Refinement becomes a prompt-writing exercise instead of a controlled design workflow, especially for local or spatial edits.

Users and context

Designing for iterative creative workflows

This project focuses on professional and semi-professional creative workflows, where generation is only one step in a longer design process. Users compare alternatives, refine details, and iteratively shape outputs. In this context, refinement—not one-shot prompting—is the core UX challenge.

My role

I translated user insight into interaction design

I identified the design opportunity, developed the interaction model, built the prototype, and evaluated how different input modes support control and refinement. My role was to translate user needs into concrete interaction patterns, interface behaviors, and workflow decisions.

Process

From refinement problem to a tested interaction model

Exploratory research into image refinement pain points

01 · Understand

Defined the refinement problem

Identified that the main friction point was not image generation itself, but the difficulty of specifying targeted edits during refinement.

Comparison of text-only, visual-only, and combined interaction approaches

02 · Explore

Explored three interaction approaches

Compared text-only, visual-only, and combined interaction approaches to understand how each mode supports or limits users’ ability to express intent.

Early prototype of the multimodal image refinement interface

03 · Prototype

Built a working multimodal system

Built a prototype that combines direct visual input, text prompting, and iterative refinement within a single workflow.

Validation of multimodal image refinement with users

04 · Validate

Tested clarity, control, and iteration

Tested how different input combinations affect users’ ability to express intent, control results, and refine outputs across iterations.

Final solution

A multimodal workflow combining language and visual input

The final design supports iterative refinement by combining direct visual input with text-based instructions in a single workflow, allowing users to guide both spatial and semantic changes more precisely.

Overview of multimodal image refinement using text, scribbles, and annotations
The final interaction model combines text and direct visual input to support precise image refinement.

Text + scribbles

Users combine verbal instructions with rough marks that indicate where a change should happen, reducing the need to describe spatial edits entirely in words.

Text + annotations

Written labels clarify which elements or regions should be changed, preserved, or referenced during a refinement step.

Mode comparison

The interface makes it possible to compare text-only and multimodal strategies directly, helping users choose the interaction style that works best for each refinement task.

Key design decisions

Five decisions that shaped the interaction experience

1. Let people point, not only describe

Visual marks reduce the need to translate spatial intent into language. Arrows, circles, and quick sketches let users communicate changes directly on the image.

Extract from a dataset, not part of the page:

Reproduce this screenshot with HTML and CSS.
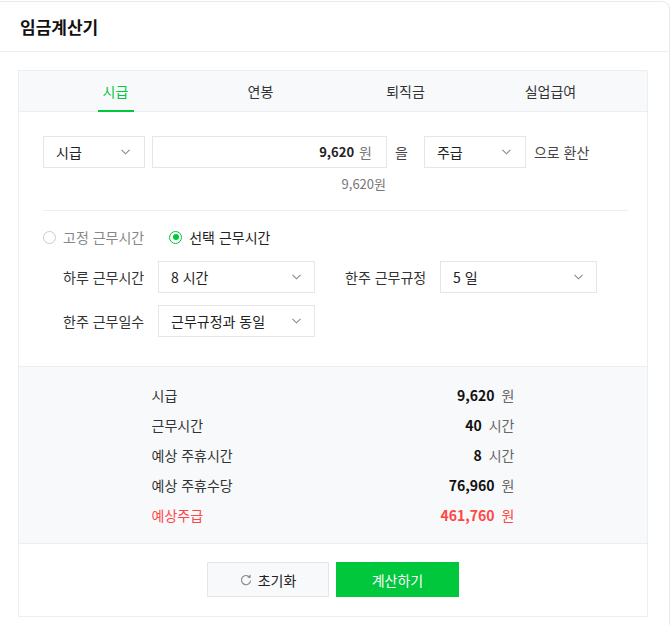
FILE: index.html
```html
<!DOCTYPE html>
<html lang="ko">
<head>
    <meta charset="UTF-8">
    <meta name="viewport" content="width=device-width, initial-scale=1.0">
    <title>임금계산기</title>
    <link rel="stylesheet" href="styles.css">
</head>
<body>
    <div class="calc-card">
        <div class="calc-header">
            <h2>임금계산기</h2>
        </div>
        <div class="calc-body">
            <div class="calc-box">
                <ul class="tab-list">
                    <li class="tab active">시급</li>
                    <li class="tab">연봉</li>
                    <li class="tab">퇴직금</li>
                    <li class="tab">실업급여</li>
                </ul>

                <div class="calc-form">
                    <div class="convert-row">
                        <div class="dropdown unit-select">
                            <span>시급</span>
                            <svg class="chevron" width="9" height="6" viewBox="0 0 9 6"><path d="M0.5 0.8 L4.5 4.8 L8.5 0.8" fill="none" stroke="#888" stroke-width="1.1"/></svg>
                        </div>
                        <div class="amount-input">
                            <strong>9,620</strong><span class="unit">원</span>
                        </div>
                        <span class="particle">을</span>
                        <div class="dropdown unit-select">
                            <span>주급</span>
                            <svg class="chevron" width="9" height="6" viewBox="0 0 9 6"><path d="M0.5 0.8 L4.5 4.8 L8.5 0.8" fill="none" stroke="#888" stroke-width="1.1"/></svg>
                        </div>
                        <span class="convert-text">으로 환산</span>
                    </div>
                    <div class="convert-hint">9,620원</div>

                    <div class="divider"></div>

                    <div class="radio-row">
                        <label class="radio"><span class="radio-mark"></span>고정 근무시간</label>
                        <label class="radio checked"><span class="radio-mark"></span>선택 근무시간</label>
                    </div>

                    <div class="option-grid">
                        <span class="option-label">하루 근무시간</span>
                        <div class="dropdown">
                            <span>8 시간</span>
                            <svg class="chevron" width="9" height="6" viewBox="0 0 9 6"><path d="M0.5 0.8 L4.5 4.8 L8.5 0.8" fill="none" stroke="#888" stroke-width="1.1"/></svg>
                        </div>
                        <span class="option-label second">한주 근무규정</span>
                        <div class="dropdown">
                            <span>5 일</span>
                            <svg class="chevron" width="9" height="6" viewBox="0 0 9 6"><path d="M0.5 0.8 L4.5 4.8 L8.5 0.8" fill="none" stroke="#888" stroke-width="1.1"/></svg>
                        </div>
                        <span class="option-label">한주 근무일수</span>
                        <div class="dropdown">
                            <span>근무규정과 동일</span>
                            <svg class="chevron" width="9" height="6" viewBox="0 0 9 6"><path d="M0.5 0.8 L4.5 4.8 L8.5 0.8" fill="none" stroke="#888" stroke-width="1.1"/></svg>
                        </div>
                    </div>
                </div>

                <div class="result-area">
                    <dl class="result-list">
                        <div class="result-row">
                            <dt>시급</dt>
                            <dd><strong>9,620</strong><span class="unit">원</span></dd>
                        </div>
                        <div class="result-row">
                            <dt>근무시간</dt>
                            <dd><strong>40</strong><span class="unit">시간</span></dd>
                        </div>
                        <div class="result-row">
                            <dt>예상 주휴시간</dt>
                            <dd><strong>8</strong><span class="unit">시간</span></dd>
                        </div>
                        <div class="result-row">
                            <dt>예상 주휴수당</dt>
                            <dd><strong>76,960</strong><span class="unit">원</span></dd>
                        </div>
                        <div class="result-row total">
                            <dt>예상주급</dt>
                            <dd><strong>461,760</strong><span class="unit">원</span></dd>
                        </div>
                    </dl>
                </div>

                <div class="button-row">
                    <button class="reset-button">
                        <svg width="12" height="12" viewBox="0 0 12 12"><path d="M9.6 3.2 A4.6 4.6 0 1 0 10.6 6.6" fill="none" stroke="#888" stroke-width="1.1"/><path d="M7.4 2.6 L10 3.4 L10.2 0.8" fill="none" stroke="#888" stroke-width="1.1"/></svg>
                        초기화
                    </button>
                    <button class="calc-button">계산하기</button>
                </div>
            </div>
        </div>
    </div>
</body>
</html>
```

FILE: styles.css
```css
body {
    margin: 0;
    padding: 0;
    font-family: "Noto Sans CJK KR", "Noto Sans", sans-serif;
    font-size: 14px;
    line-height: 20px;
    color: #222;
    background-color: #fff;
}
.calc-card {
    margin: 1px 2px 0 -1px;
    border: 1px solid #e8e9ec;
    border-bottom: none;
    border-radius: 0 8px 0 0;
    background-color: #fff;
}
.calc-header {
    height: 49px;
    border-bottom: 1px solid #eceef1;
    display: flex;
    align-items: center;
    padding-left: 20px;
}
.calc-header h2 {
    margin: 0;
    font-size: 17px;
    font-weight: bold;
    line-height: 22px;
    color: #111;
}
.calc-body {
    padding: 18px 21px 9px 18px;
}
.calc-box {
    border: 1px solid #eceef1;
}

/* 탭 */
.tab-list {
    list-style: none;
    margin: 0;
    padding: 0 24px;
    display: flex;
    height: 40px;
    background-color: #f8f9fb;
    border-bottom: 1px solid #eceef1;
}
.tab {
    flex: 1;
    display: flex;
    justify-content: center;
    align-items: center;
    color: #333;
}
.tab.active {
    color: #00c73c;
    position: relative;
}
.tab.active::after {
    content: "";
    position: absolute;
    bottom: -1px;
    left: 50%;
    width: 36px;
    margin-left: -18px;
    height: 2px;
    background-color: #00c73c;
}

/* 입력 폼 */
.calc-form {
    padding: 24px 19px 29px 24px;
}
.convert-row {
    display: flex;
    align-items: center;
}
.dropdown {
    height: 30px;
    border: 1px solid #e3e6eb;
    background-color: #fff;
    display: flex;
    align-items: center;
    justify-content: space-between;
    padding: 0 14px 0 12px;
    color: #222;
}
.unit-select {
    width: 74px;
}
.amount-input {
    width: 205px;
    height: 30px;
    margin-left: 7px;
    border: 1px solid #e3e6eb;
    display: flex;
    align-items: center;
    justify-content: flex-end;
    padding: 0 14px 0 14px;
}
.amount-input strong {
    font-size: 13px;
}
.unit {
    color: #777;
    margin-left: 5px;
}
.particle {
    margin: 0 16px 0 8px;
    color: #444;
}
.convert-text {
    margin-left: 8px;
    color: #444;
}
.convert-hint {
    width: 343px;
    text-align: right;
    margin-top: 6px;
    color: #777;
    font-size: 13px;
}
.divider {
    height: 1px;
    background-color: #eceef1;
    margin-top: 16px;
}
.radio-row {
    display: flex;
    gap: 25px;
    margin-top: 16px;
}
.radio {
    display: flex;
    align-items: center;
    color: #888;
}
.radio.checked {
    color: #222;
}
.radio-mark {
    width: 11px;
    height: 11px;
    border: 1px solid #ccc;
    border-radius: 50%;
    margin-right: 7px;
    position: relative;
}
.radio.checked .radio-mark {
    border-color: #00c73c;
}
.radio.checked .radio-mark::after {
    content: "";
    position: absolute;
    top: 2.5px;
    left: 2.5px;
    width: 6px;
    height: 6px;
    border-radius: 50%;
    background-color: #00c73c;
}
.option-grid {
    display: grid;
    grid-template-columns: 95px 157px 125px 157px;
    row-gap: 12px;
    margin-top: 14px;
    padding-left: 20px;
    align-items: center;
}
.option-grid .dropdown {
    padding-right: 13px;
}
.option-label {
    color: #333;
}
.option-label.second {
    padding-left: 30px;
}

/* 결과 */
.result-area {
    background-color: #f8f9fb;
    border-top: 1px solid #eceef1;
    border-bottom: 1px solid #eceef1;
    padding: 13px 0 13px;
}
.result-list {
    width: 363px;
    margin: 0 auto;
}
.result-row {
    display: flex;
    justify-content: space-between;
    align-items: center;
    height: 30px;
}
.result-row dt {
    color: #333;
}
.result-row dd {
    margin: 0;
    display: flex;
    align-items: center;
}
.result-row dd strong {
    font-size: 14px;
    color: #111;
}
.result-row .unit {
    margin-left: 7px;
    color: #666;
}
.result-row.total dt,
.result-row.total dd strong,
.result-row.total .unit {
    color: #ff4646;
}

/* 버튼 */
.button-row {
    display: flex;
    justify-content: center;
    gap: 7px;
    padding: 18px 0 19px;
}
.reset-button,
.calc-button {
    height: 35px;
    font-family: inherit;
    font-size: 14px;
    cursor: pointer;
}
.reset-button {
    width: 122px;
    background-color: #f8f9fb;
    border: 1px solid #e3e6eb;
    color: #222;
    display: flex;
    align-items: center;
    justify-content: center;
    gap: 6px;
}
.calc-button {
    width: 123px;
    background-color: #00c73c;
    color: #fff;
    border: none;
}
```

2. Design for refinement, not only generation

The workflow focuses on editing existing results rather than restarting from scratch, reflecting how creative work actually unfolds in iterative design practice.

3. Support both verbal and visual expression

Combining language with visual input supports a more natural expression of intent, especially when users think visually rather than verbally.

4. Treat input modes as complementary

Text, scribbles, and annotations are treated as complementary inputs, each supporting a different kind of editing intent.

5. Keep the interface lightweight

The interface keeps tools lightweight and close to the canvas, making expressive interaction possible without adding unnecessary cognitive load.

Validation

Testing whether multimodal input improves refinement

I evaluated the prototype with designers and design students, comparing text-only, visual-only, and combined interaction. The goal was to identify which interaction patterns make refinement clearer, faster, and easier to control.

USE-S results
Visual and combined input outperformed text-only interaction on key measures of refinement quality and user experience.
Iterative refinement results
Users often began with quick visual marking, then moved into more detailed multimodal refinement.

Visual input improved spatial edits

Users expressed movement, placement, and size changes more directly with visual marks than with text-only prompting.

Combined input delivered the best overall experience

Combining text and visual input balanced semantic detail with spatial precision, creating the strongest overall refinement experience.

Users adopted a visual-first workflow

Participants often started with quick visual marks to establish intent, then added text to refine details and narrow the edit.

Outcomes

What this project showed

Controllability in AI systems is an interaction design problem

Refinement is not only a model problem. Interaction design strongly shapes whether users can effectively guide and control the output.

Multimodal input broadens how people can express intent

Direct visual input reduces friction when users want to communicate something spatial, local, or difficult to verbalize.

These findings suggest that future AI creative tools should integrate direct visual input to support precise and controllable editing workflows.

Reflection

What I took away

This project shifted how I think about AI UX. The challenge is not only improving model capability, but designing how users communicate intent during refinement. Supporting controllability requires new interaction patterns—not just better prompts.